What indeed? I'm genuinely interested, especially if you have the photos and videos to prove it. My latest adventure-on-the-side, After School Video Club, is a daring mix of early 80s / early-mid 80s (with the odd nod to the following 30 years), and I'll be putting together a video for the debut single, Lost Songs. A joyous celebration of crushed musical dreams and forgotten barnstormers from all corners of the globe, the video will hopefully feature pictures and vids from around 20 singers and bands that time forgot, with the names and dates to prove it. The song itself, and a rallying call for the video-to-be is here - http://youtu.be/tGl4s8zOPAg

Would be terribly grateful if anyone shared the videos with other old lags, Like the Facebook page www.facebook.com/afterschoolvideoclub or retweet @asvcband rallying calls, would be great to get a properly global diverse bunch.


----------



## TheUnfinished (Apr 26, 2015)

You were probably not thinking of something like...


----------



## Guy Rowland (Apr 26, 2015)

Matt, that is extraordinary. It would be wonderful beyond words to include...


----------



## doctornine (Apr 26, 2015)

Crivens !!!


----------



## Daryl (Apr 26, 2015)

Unfortunately all the incriminating tapes from my Yorkshire TV days have been wiped, or I would have had a wealth on stuff to show you. However, I will try to track down a video of me singing Strauss' Four Last Songs in drag, complete with fat suit, wig and make-up...!

D


----------



## Guy Rowland (Apr 26, 2015)

Daryl @ Sun Apr 26 said:


> Unfortunately all the incriminating tapes from my Yorkshire TV days have been wiped, or I would have had a wealth on stuff to show you. However, I will try to track down a video of me singing Strauss' Four Last Songs in drag, complete with fat suit, wig and make-up...!
> 
> D



Now there's an image...


----------



## Guy Rowland (May 2, 2015)

Getting some lovely old band videos coming - made a test video of the first minute or so and its gonna be a joy.

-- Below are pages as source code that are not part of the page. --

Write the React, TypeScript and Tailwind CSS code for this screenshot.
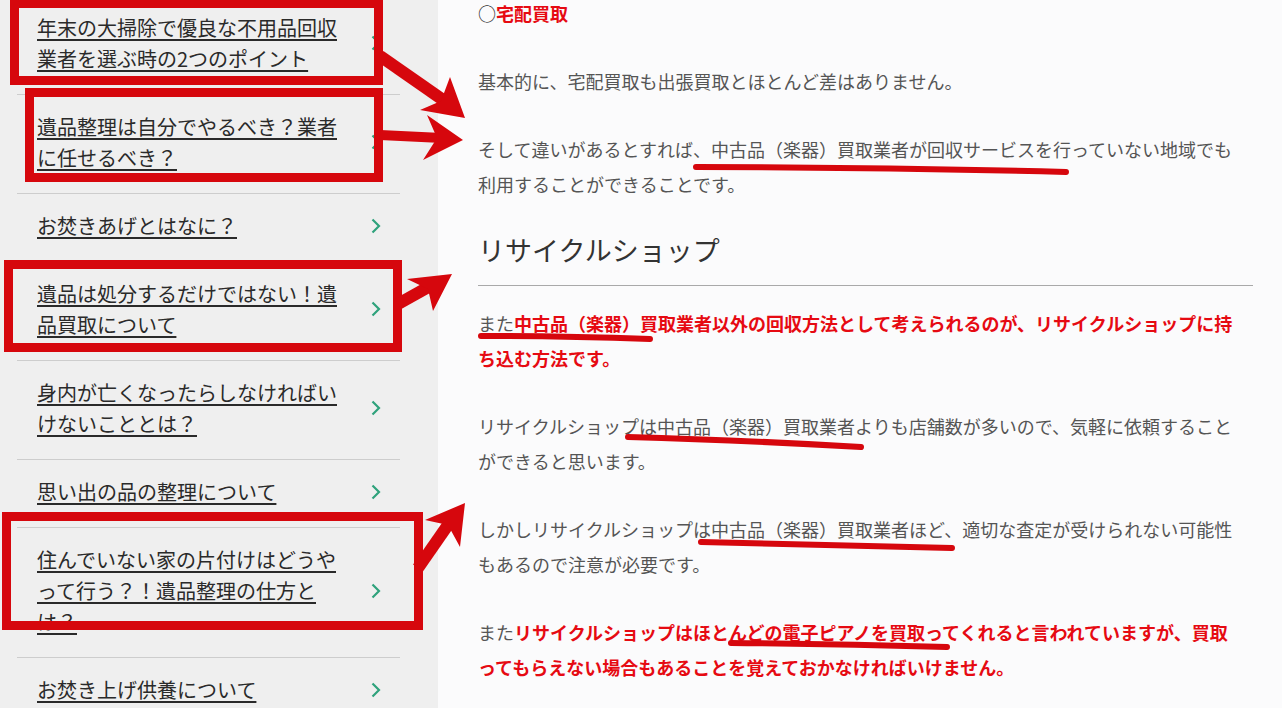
const sideItems = [
  "年末の大掃除で優良な不用品回収業者を選ぶ時の2つのポイント",
  "遺品整理は自分でやるべき？業者に任せるべき？",
  "お焚きあげとはなに？",
  "遺品は処分するだけではない！遺品買取について",
  "身内が亡くなったらしなければいけないこととは？",
  "思い出の品の整理について",
  "住んでいない家の片付けはどうやって行う？！遺品整理の仕方とは？",
  "お焚き上げ供養について",
]

const RED = "#d6070d"

function Chevron() {
  return (
    <svg width="10" height="16" viewBox="0 0 10 16" className="shrink-0">
      <polyline
        points="1.5,1.5 8,8 1.5,14.5"
        fill="none"
        stroke="#2fa27c"
        strokeWidth="2.2"
      />
    </svg>
  )
}

function Sidebar() {
  return (
    <aside className="w-[438px] shrink-0 bg-[#efefef]">
      <ul className="ml-[17px] mt-[-4px] w-[383px]">
        {sideItems.map((t) => (
          <li
            key={t}
            className="flex items-center justify-between border-b border-[#cdcdcd] pb-[20px] pl-[20px] pr-[19px] pt-[16px]"
          >
            <a className="w-[300px] text-[20px] leading-[31px] text-[#2a2a2a] underline underline-offset-[3px]">
              {t}
            </a>
            <Chevron />
          </li>
        ))}
      </ul>
    </aside>
  )
}

function Red({ children }: { children: React.ReactNode }) {
  return <span className="font-bold text-[#e60a12]">{children}</span>
}

function Article() {
  return (
    <main className="flex-1 bg-[#fbfbfc] pl-[40px] text-[18px] leading-[35px] text-[#555]">
      <div className="mt-[-4px] w-[765px]">
        <p className="mb-[33px]">
          <span className="text-[#333]">○</span>
          <Red>宅配買取</Red>
        </p>
        <p className="mb-[33px]">基本的に、宅配買取も出張買取とほとんど差はありません。</p>
        <p className="mb-[33px]">
          そして違いがあるとすれば、中古品（楽器）買取業者が回収サービスを行っていない地域でも利用することができることです。
        </p>
      </div>
      <h2 className="mb-[20px] w-[775px] border-b border-[#a9a9a9] pb-[20px] text-[27px] leading-[30px] text-[#333]">
        リサイクルショップ
      </h2>
      <div className="w-[765px]">
        <p className="mb-[33px]">
          また
          <Red>
            中古品（楽器）買取業者以外の回収方法として考えられるのが、リサイクルショップに持ち込む方法です。
          </Red>
        </p>
        <p className="mb-[33px]">
          リサイクルショップは中古品（楽器）買取業者よりも店舗数が多いので、気軽に依頼することができると思います。
        </p>
        <p className="mb-[33px]">
          しかしリサイクルショップは中古品（楽器）買取業者ほど、適切な査定が受けられない可能性もあるので注意が必要です。
        </p>
        <p className="mb-[33px]">
          また
          <Red>
            リサイクルショップはほとんどの電子ピアノを買取ってくれると言われていますが、買取ってもらえない場合もあることを覚えておかなければいけません。
          </Red>
        </p>
      </div>
    </main>
  )
}

// red hand annotations laid over the screenshot
function Annotations() {
  return (
    <svg
      width="1282"
      height="708"
      viewBox="0 0 1282 708"
      className="pointer-events-none absolute left-0 top-0"
    >
      <g fill="none" stroke={RED} strokeWidth="9">
        <rect x="14.5" y="3.5" width="364" height="77" />
        <rect x="29.5" y="92.5" width="349" height="85" />
        <rect x="8.5" y="264.5" width="389" height="83" />
        <rect x="6.5" y="516.5" width="412" height="109" />
      </g>

      <g stroke={RED} strokeLinecap="butt">
        <line x1="380" y1="56" x2="446" y2="102" strokeWidth="12" />
        <line x1="380" y1="135" x2="442" y2="138" strokeWidth="10" />
        <line x1="398" y1="304" x2="432" y2="285" strokeWidth="12" />
        <line x1="418" y1="568" x2="450" y2="522" strokeWidth="12" />
      </g>
      <g fill={RED}>
        <polygon points="450,77 465,118 420,110 441,101" />
        <polygon points="427,115 463,140 423,160 437,138" />
        <polygon points="407,279 452,274 433,311 428,289" />
        <polygon points="425,520 465,503 460,547 448,525" />
      </g>

      <g fill="none" stroke={RED} strokeWidth="6" strokeLinecap="round">
        <path d="M696 167 Q880 167 1066 172" />
        <path d="M481 336 Q560 336 650 339" />
        <path d="M628 437 Q740 440 861 447" />
        <path d="M701 542 Q820 545 952 548" />
        <path d="M731 643 Q840 644 947 647" />
      </g>
    </svg>
  )
}

export default function App() {
  return (
    <div
      className="relative flex h-[708px] w-[1282px] overflow-hidden"
      style={{ fontFamily: '"Noto Sans CJK JP", "Noto Sans", sans-serif' }}
    >
      <Sidebar />
      <Article />
      <Annotations />
    </div>
  )
}
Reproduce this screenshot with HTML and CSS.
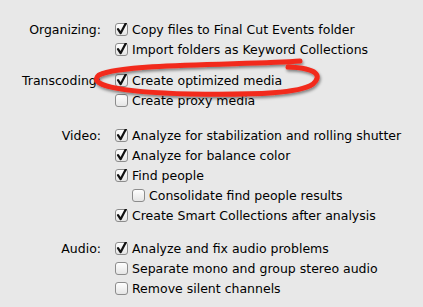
FILE: index.html
```html
<!DOCTYPE html>
<html lang="en">
<head>
    <meta charset="UTF-8">
    <title>Import Options</title>
    <link rel="stylesheet" href="styles.css">
</head>
<body>
<svg width="0" height="0" class="defs">
    <defs>
        <linearGradient id="boxfill" x1="0" y1="0" x2="0" y2="1">
            <stop offset="0" stop-color="#ffffff"/>
            <stop offset="1" stop-color="#e4e4e4"/>
        </linearGradient>
        <symbol id="box" viewBox="0 0 14 14">
            <rect x="0.5" y="0.5" width="12" height="12" rx="2.5" fill="url(#boxfill)" stroke="#8c8c8c"/>
        </symbol>
        <symbol id="tick" viewBox="0 0 14 14">
            <path d="M3 6.2 L5.6 10.2 L11.6 -1.2" fill="none" stroke="#111" stroke-width="2.2" stroke-linecap="round" stroke-linejoin="round"/>
        </symbol>
    </defs>
</svg>

<div class="prefs">
    <div class="group">
        <div class="label">Organizing:</div>
        <div class="options">
            <div class="opt"><span class="cb on"><svg><use href="#box"/><use href="#tick"/></svg></span>Copy files to Final Cut Events folder</div>
            <div class="opt"><span class="cb on"><svg><use href="#box"/><use href="#tick"/></svg></span>Import folders as Keyword Collections</div>
        </div>
    </div>

    <div class="group transcoding">
        <div class="label">Transcoding:</div>
        <div class="options">
            <div class="opt"><span class="cb on"><svg><use href="#box"/><use href="#tick"/></svg></span>Create optimized media</div>
            <div class="opt"><span class="cb"><svg><use href="#box"/></svg></span>Create proxy media</div>
        </div>
    </div>

    <div class="group video">
        <div class="label">Video:</div>
        <div class="options">
            <div class="opt"><span class="cb on"><svg><use href="#box"/><use href="#tick"/></svg></span>Analyze for stabilization and rolling shutter</div>
            <div class="opt"><span class="cb on"><svg><use href="#box"/><use href="#tick"/></svg></span>Analyze for balance color</div>
            <div class="opt"><span class="cb on"><svg><use href="#box"/><use href="#tick"/></svg></span>Find people</div>
            <div class="opt sub"><span class="cb"><svg><use href="#box"/></svg></span>Consolidate find people results</div>
            <div class="opt"><span class="cb on"><svg><use href="#box"/><use href="#tick"/></svg></span>Create Smart Collections after analysis</div>
        </div>
    </div>

    <div class="group audio">
        <div class="label">Audio:</div>
        <div class="options">
            <div class="opt"><span class="cb on"><svg><use href="#box"/><use href="#tick"/></svg></span>Analyze and fix audio problems</div>
            <div class="opt"><span class="cb"><svg><use href="#box"/></svg></span>Separate mono and group stereo audio</div>
            <div class="opt"><span class="cb"><svg><use href="#box"/></svg></span>Remove silent channels</div>
        </div>
    </div>
</div>

<svg class="scribble" width="423" height="307" viewBox="0 0 423 307">
    <defs>
        <filter id="shade" x="-10%" y="-30%" width="120%" height="160%">
            <feDropShadow dx="1" dy="2" stdDeviation="1.5" flood-color="#000" flood-opacity="0.45"/>
        </filter>
    </defs>
    <path d="M300 61 C 250 65, 125 63, 99 75 C 88 84, 112 92, 190 94 C 260 95, 300 93, 313 84 C 322 76, 318 68, 288 67"
          fill="none" stroke="#f22a1c" stroke-width="5" stroke-linecap="round" stroke-linejoin="round" filter="url(#shade)"/>
</svg>
</body>
</html>
```

FILE: styles.css
```css
body {
    margin: 0;
    background-color: #e8e8e8;
    color: #000;
    font-family: "DejaVu Sans", "Liberation Sans", sans-serif;
    font-size: 12.5px;
    width: 423px;
    height: 307px;
    overflow: hidden;
    position: relative;
}

.defs {
    position: absolute;
}

.prefs {
    padding-top: 20px;
}

.group {
    display: grid;
    grid-template-columns: 101px 1fr;
    column-gap: 14px;
}

.transcoding {
    margin-top: 11px;
}

.video {
    margin-top: 15px;
}

.audio {
    margin-top: 13px;
}

.label {
    text-align: right;
    height: 20px;
    line-height: 20px;
}

.options {
    display: flex;
    flex-direction: column;
}

.opt {
    height: 20px;
    line-height: 20px;
    display: flex;
    align-items: center;
    white-space: nowrap;
}

.opt.sub {
    padding-left: 17px;
}

.cb {
    width: 14px;
    height: 14px;
    margin-right: 3px;
    flex: none;
}

.cb svg {
    width: 14px;
    height: 14px;
    overflow: visible;
    display: block;
}

.scribble {
    position: absolute;
    left: 0;
    top: 0;
    pointer-events: none;
}
```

Delighted that Neil McClintock, who wrote Killing Bono about his own failed band experiences growing up in the same school as U2 (also made into a film, but the book is the real gem - essential reading for all old ex-failed-band members), has given us the thumbs up and we'll be featuring his old band Shook Up.

Really keen to get some non-UK based old videos too, so grateful to anyone out there anywhere in the world who is up for a bit of harmless fun - https://www.youtube.com/watch?v=tGl4s8zOPAg


----------



## Rob (May 2, 2015)

TheUnfinished @ 26th April 2015 said:


> You were probably not thinking of something like...




this made my day, thanks Unfinished!


----------